La españolización de las Vascongadas, de Navarra... de todo lo vasco es una obsesión permanente que, en la mayoría de los casos, bordea la irracionalidad. Desde los sindicatos UGT y CCOO en la defensa de sus marcos españoles, sus leyes laborales, hasta la penetración de las Casas Regionales, que en las circunstancias más adversas según el informe de inteligencia de turno, debieron ser insufladas de fondos reservados. Desde la banderita en las medias del portero vasco de la selección española de fútbol hasta la combinación más estrambótica en los colores del combinado judoka.

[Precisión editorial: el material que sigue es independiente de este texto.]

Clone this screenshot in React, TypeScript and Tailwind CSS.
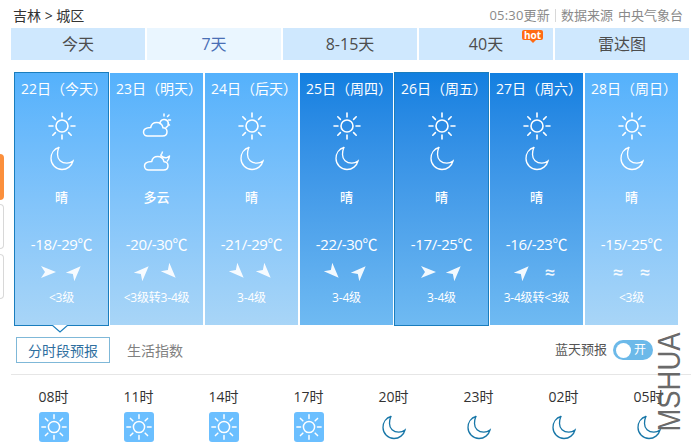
const font = { fontFamily: '"Open Sans", "Noto Sans CJK SC", sans-serif' };

type Wind = "right" | "ne" | "se" | "haze";

type Day = {
  date: string;
  top: string;
  bottom: string;
  weather: string;
  temp: string;
  winds: [Wind, Wind];
  level: string;
  dark?: boolean;
  selected?: boolean;
  pointer?: boolean;
};

const days: Day[] = [
  { date: "22日（今天）", top: "sun", bottom: "moon", weather: "晴", temp: "-18/-29℃", winds: ["right", "ne"], level: "<3级", selected: true, pointer: true },
  { date: "23日（明天）", top: "cloudsun", bottom: "cloudmoon", weather: "多云", temp: "-20/-30℃", winds: ["ne", "se"], level: "<3级转3-4级" },
  { date: "24日（后天）", top: "sun", bottom: "moon", weather: "晴", temp: "-21/-29℃", winds: ["se", "se"], level: "3-4级" },
  { date: "25日（周四）", top: "sun", bottom: "moon", weather: "晴", temp: "-22/-30℃", winds: ["se", "ne"], level: "3-4级", dark: true },
  { date: "26日（周五）", top: "sun", bottom: "moon", weather: "晴", temp: "-17/-25℃", winds: ["right", "ne"], level: "3-4级", dark: true, selected: true },
  { date: "27日（周六）", top: "sun", bottom: "moon", weather: "晴", temp: "-16/-23℃", winds: ["ne", "haze"], level: "3-4级转<3级", dark: true },
  { date: "28日（周日）", top: "sun", bottom: "moon", weather: "晴", temp: "-15/-25℃", winds: ["haze", "haze"], level: "<3级" },
];

const tabs = ["今天", "7天", "8-15天", "40天", "雷达图"];
const hours = ["08时", "11时", "14时", "17时", "20时", "23时", "02时", "05时"];

function Sun({ size = 30, stroke = "#fff" }: { size?: number; stroke?: string }) {
  return (
    <svg width={size} height={size} viewBox="0 0 30 30" fill="none" stroke={stroke} strokeWidth="1.6" strokeLinecap="round">
      <circle cx="15" cy="15" r="6" />
      <path d="M15 2v4M15 24v4M2 15h4M24 15h4M5.8 5.8l2.6 2.6M21.6 21.6l2.6 2.6M5.8 24.2l2.6-2.6M21.6 8.400l2.600-2.600" />
    </svg>
  );
}

function Moon({ size = 30, stroke = "#fff" }: { size?: number; stroke?: string }) {
  return (
    <svg width={size} height={size} viewBox="0 0 30 30" fill="none" stroke={stroke} strokeWidth="1.3">
      <path d="M12 4.500C7 5.800 4 10.300 4 15.500c0 6 5 11 11 11 5.200 0 9.800-3.500 11-8.500-1.800 1.500-4 2.200-6.200 2.200-5.500 0-9.300-3.700-9.300-8.700 0-2.800.6-5.300 1.500-7.500z" />
    </svg>
  );
}

function CloudSun() {
  return (
    <svg width="30" height="30" viewBox="0 0 30 30" fill="none" stroke="#fff" strokeWidth="1.5" strokeLinecap="round">
      <path d="M5.500 25h15c3 0 4.500-2 4.500-4.300 0-2.300-1.800-4-4-4-.8-3.500-3.500-5.200-6.300-5.200-3.200 0-5.500 2.200-6 5C4 16.700 1.500 18.500 1.500 21c0 2.300 1.800 4 4 4z" />
      <path d="M18 12.500a4.200 4.200 0 1 1 6 4" />
      <path d="M22 3v2M28.500 9h-2M27 4l-1.500 1.500M27.500 14l-1.500-1" />
    </svg>
  );
}

function CloudMoon() {
  return (
    <svg width="30" height="30" viewBox="0 0 30 30" fill="none" stroke="#fff" strokeWidth="1.5" strokeLinejoin="round">
      <path d="M6.500 27h15c3 0 4.500-2 4.500-4.300 0-2.300-1.800-4-4-4-.8-3.500-3.500-5.200-6.300-5.200-3.200 0-5.500 2.200-6 5C5 18.700 2.500 20.500 2.500 23c0 2.300 1.800 4 4 4z" />
      <path d="M18.500 12c1.500 2 4 3 6.500 2.500 1-.3 1.800-.8 2.500-1.500-.2 2.200-1 4-2.500 5.500M18.500 12c.8-.3 1.800-1.800 2-3.500" />
    </svg>
  );
}

function WeatherIcon({ name }: { name: string }) {
  if (name === "sun") return <Sun />;
  if (name === "moon") return <Moon />;
  if (name === "cloudsun") return <CloudSun />;
  return <CloudMoon />;
}

function WindIcon({ wind }: { wind: Wind }) {
  if (wind === "haze") {
    return <span className="flex h-[18px] w-[18px] items-center justify-center text-[18px] font-semibold leading-none text-white/90">≈</span>;
  }
  const rotation = wind === "right" ? 0 : wind === "ne" ? -45 : 45;
  return (
    <svg width="18" height="18" viewBox="0 0 18 18" style={{ transform: `rotate(${rotation}deg)` }}>
      <path d="M17 9 2 3l4 6-4 6z" fill="#fff" fillOpacity="0.92" />
    </svg>
  );
}

function DayCard({ day }: { day: Day }) {
  const gradient = day.dark
    ? "from-[#117fe0] to-[#6fbaf2]"
    : "from-[#54b1fc] to-[#a8d5f7]";
  const box = day.selected ? "-m-px w-[95px] border border-[#1a7dbd]" : "w-[93px]";
  return (
    <div className={`relative flex shrink-0 flex-col items-center bg-gradient-to-b pt-[6px] text-white ${gradient} ${box}`}>
      <div className="ml-[5px] h-5 whitespace-nowrap text-[14px] leading-5">{day.date}</div>
      <div className="mt-[12px] h-[30px]"><WeatherIcon name={day.top} /></div>
      <div className="mt-[2px] h-[30px]"><WeatherIcon name={day.bottom} /></div>
      <div className="mt-[14px] h-5 text-[13px] font-medium leading-5">{day.weather}</div>
      <div className="mt-[27px] h-5 whitespace-nowrap text-[15px] leading-5 tracking-[-0.4px]">{day.temp}</div>
      <div className="mt-[9px] flex h-[18px] gap-[9px]">
        <WindIcon wind={day.winds[0]} />
        <WindIcon wind={day.winds[1]} />
      </div>
      <div className="mt-[9px] h-4 whitespace-nowrap text-[12px] leading-4 tracking-[-0.2px]">{day.level}</div>
      {day.pointer && (
        <svg className="absolute left-[37px] top-[252px]" width="16" height="8" viewBox="0 0 16 8">
          <path d="M0 0 8 7 16 0" fill="#fff" stroke="#1a7dbd" strokeWidth="1.2" />
        </svg>
      )}
    </div>
  );
}

export default function App() {
  return (
    <div className="relative h-[448px] w-[691px] overflow-hidden bg-white" style={font}>
      <div className="absolute left-0 top-[154px] h-[46px] w-1 rounded-r-sm bg-[#fb8f3c]" />
      <div className="absolute left-0 top-[204px] h-[45px] w-1 rounded-r-sm border border-l-0 border-[#d8d8d8]" />
      <div className="absolute left-0 top-[254px] h-[45px] w-1 rounded-r-sm border border-l-0 border-[#d8d8d8]" />

      <div className="flex h-7 items-start justify-between pl-[13px] pr-[8px] pt-[6px]">
        <div className="text-[14px] leading-[19px] text-[#333]">吉林 &gt; 城区</div>
        <div className="flex items-center text-[13px] leading-[19px] text-[#8a8a8a]">
          <span className="tracking-[0.2px]">05:30更新</span>
          <span className="mx-[5px] h-[13px] w-px bg-[#d8d8d8]" />
          <span>数据来源</span>
          <span className="ml-[5px]">中央气象台</span>
        </div>
      </div>

      <div className="ml-[11px] flex gap-[2px]">
        {tabs.map((tab) => (
          <div
            key={tab}
            className={`relative flex h-[32px] w-[134px] items-center justify-center text-[16px] ${tab === "7天" ? "bg-[#eaf6ff] text-[#4a6fb5]" : "bg-[#cfe8fe] text-[#4d4d4d]"}`}
          >
            {tab}
            {tab === "40天" && (
              <span className="absolute right-[10px] top-[2px] rounded-[2px] bg-[#ff6a13] px-[2px] text-[10px] font-bold leading-[10px] text-white">
                hot
                <span className="absolute left-[8px] top-[10px] border-x-[3px] border-t-[3px] border-x-transparent border-t-[#ff6a13]" />
              </span>
            )}
          </div>
        ))}
      </div>

      <div className="ml-[15px] mt-[13px] flex h-[252px] items-stretch gap-[2px]">
        {days.map((day) => (
          <DayCard key={day.date} day={day} />
        ))}
      </div>

      <div className="ml-4 mt-3 flex h-[26px] items-center pr-[38px]">
        <div className="flex h-[26px] w-[94px] items-center justify-center border border-[#7fb8d8] text-[14px] text-[#2f6f9f]">分时段预报</div>
        <div className="ml-[17px] text-[14px] text-[#808080]">生活指数</div>
        <div className="ml-auto flex items-center text-[13px] text-[#555]">
          蓝天预报
          <div className="ml-[6px] flex h-5 w-10 items-center rounded-full bg-[#6cb9e9] pl-[3px] text-[12px] text-white">
            <span className="h-[15px] w-[15px] rounded-full bg-white" />
            <span className="ml-[3px] leading-none">开</span>
          </div>
        </div>
      </div>

      <div className="ml-[11px] mt-[11px] h-px bg-[#e6e6e6]" />

      <div className="ml-[11px] mt-[12px] flex">
        {hours.map((hour, i) => (
          <div key={hour} className="flex w-[85px] shrink-0 flex-col items-center">
            <div className="h-5 text-[14px] leading-5 text-[#333]">{hour}</div>
            <div className="mt-[5px]">
              {i < 4 ? (
                <div className="flex h-[30px] w-[30px] items-center justify-center rounded-[3px] bg-[#6bbfff]">
                  <Sun size={28} />
                </div>
              ) : (
                <Moon size={30} stroke="#1877a8" />
              )}
            </div>
          </div>
        ))}
      </div>

      <div
        className="absolute left-[669px] top-[382px] origin-center -translate-x-1/2 -translate-y-1/2 -rotate-90 scale-x-[0.885] whitespace-nowrap text-[31px] leading-none text-[#555]/90"
        style={{ fontFamily: '"Liberation Sans", sans-serif' }}
      >
        MSHUA
      </div>
    </div>
  );
}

La conclusión del euskara como un frente anti-españolizante es otra de las cuestiones que movilizan a los defensores del casticismo vascongado. Durante décadas hemos percibido la distinción, tanto en medios públicos como privados, incluida la valoración del inglés por encima de la vernácula. El desprecio supino de Patxi López al euskara, convirtiendo su aprendizaje en una frivolidad, es el paradigma del integrismo hispano.

Les puedo poner miles de ejemplos, hasta aburrir. El gobernador militar citado asistirá de ponente a los cursos de verano de la UPV. De la mano de su exrector. Con estos ejemplos, abriríamos una caja enorme, repleta de obsesiones ridículas, modelo de una forma decimonónica que, a estas alturas, parece expulsada de la historia. Pero España jamás está fuera de la historia. Ni en los detalles. Gaizka Fernández Soldevilla acaba de publicar su tesis doctoral sobre Euskadiko Ezkerra. Ha confeccionado sus conclusiones antes de realizar el trabajo. No es ese el tema, sino su solapa: «una obra que contribuye a una mejor comprensión del pasado reciente del País Vasco y, por ende, de España». ¿Publicidad gratuita? Para nada. Mesianismo.

Hay una obsesión histórica, una «unidad de destino en los universal». La defensa de España, hace mucho que lo percibimos, es clasista, dirigida. Torticera. Porque los valores que hicieron posible ese proyecto han sido permanentemente los de la mentira, los de la imposición, los del imperio, los bélicos, los uniformadores, los del castellano, los del nepotismo.

Quizás fuera posible otra España. No lo sabremos nunca. Jamás tuvo oportunidad de expresarse y si lo hubiera hecho es probable que ni siquiera el nombre le hubiera acompañado. Hoy, su idea sigue siendo estandarte en tierra extraña, la nuestra. Una idea obsesiva, patológica, que trasladada a la política diaria genera absurdos como el de la fiesta de octubre para convertirse en día de la patria vasca.